Jefes de Estado y de Gobierno de diversos países, representantes de varias casas reales, los diecisiete presidentes autonómicos, el Gobierno en funciones en pleno, el futuro presidente, y toda la Familia Real española, además de cardenales, obispos y arzobispos y delegaciones extranjeras se dieron cita ayer en la Catedral de la Almudena para celebrar el funeral por las víctimas del brutal ataque del once de marzo pasado en Madrid. Sin embargo no fueron ellos, a pesar de su importancia, los protagonistas. De nuevo el dolor, la impotencia y hasta la rabia de los supervivientes, de los familiares y de los amigos de las víctimas se impuso sobre todo lo demás.

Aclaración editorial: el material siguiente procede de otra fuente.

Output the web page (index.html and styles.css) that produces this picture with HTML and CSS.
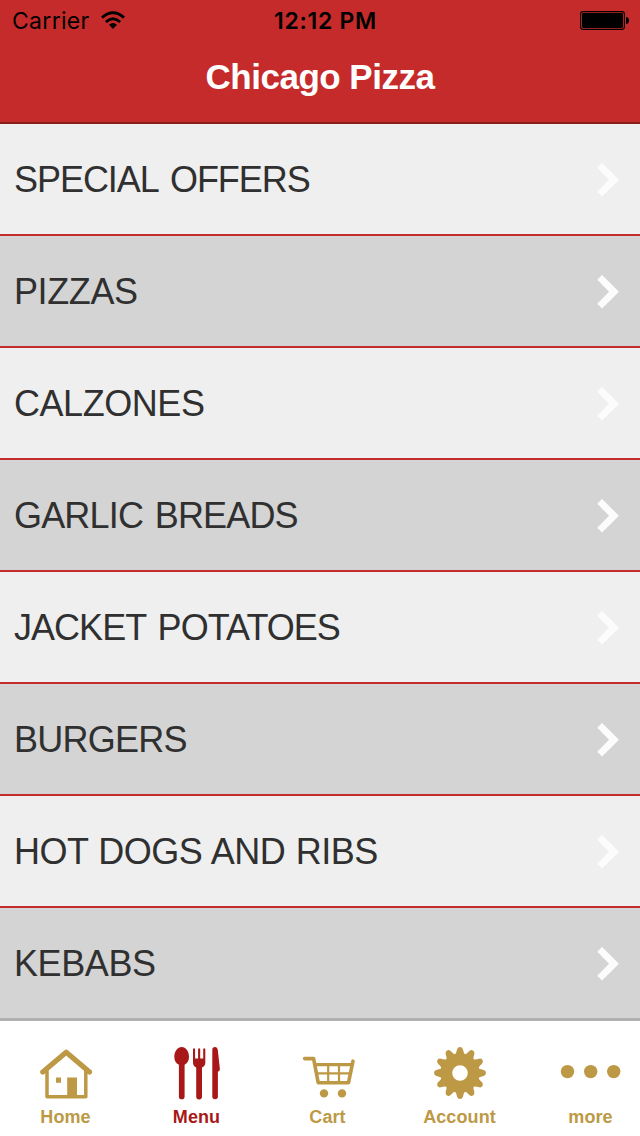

Las palabras de consuelo del arzobispo de Madrid, Antonio María Rouco, apenas podían calar en los corazones de los asistentes, más de mil quinientas personas que no podían más que llorar, como les ocurrió a las autoridades. Los Reyes, sus hijos y sus yernos tampoco pudieron reprimir el llanto, a pesar de estar, como es natural, preparados desde niños para hacer frente a situaciones difíciles. Una vez más pudimos ver a una Familia Real cercana, amable, que sabe ponerse en el lugar de los ciudadanos de a pie, especialmente de los que viven momentos trágicos. Pero esta vez no había precedentes, nada tan terrible había acontecido antes. De ahí la impresionante concentración de personalidades de todo el mundo y la sobrecogedora muestra de tristeza. Con estos funerales de Estado se celebraba un acto institucional de apoyo a las víctimas y sus familiares, pero también suponía un respaldo de la comunidad internacional -incluso de los promotores de la guerra de Irak- al pueblo español y a sus autoridades, que recibieron el pésame de parte de todos los presentes.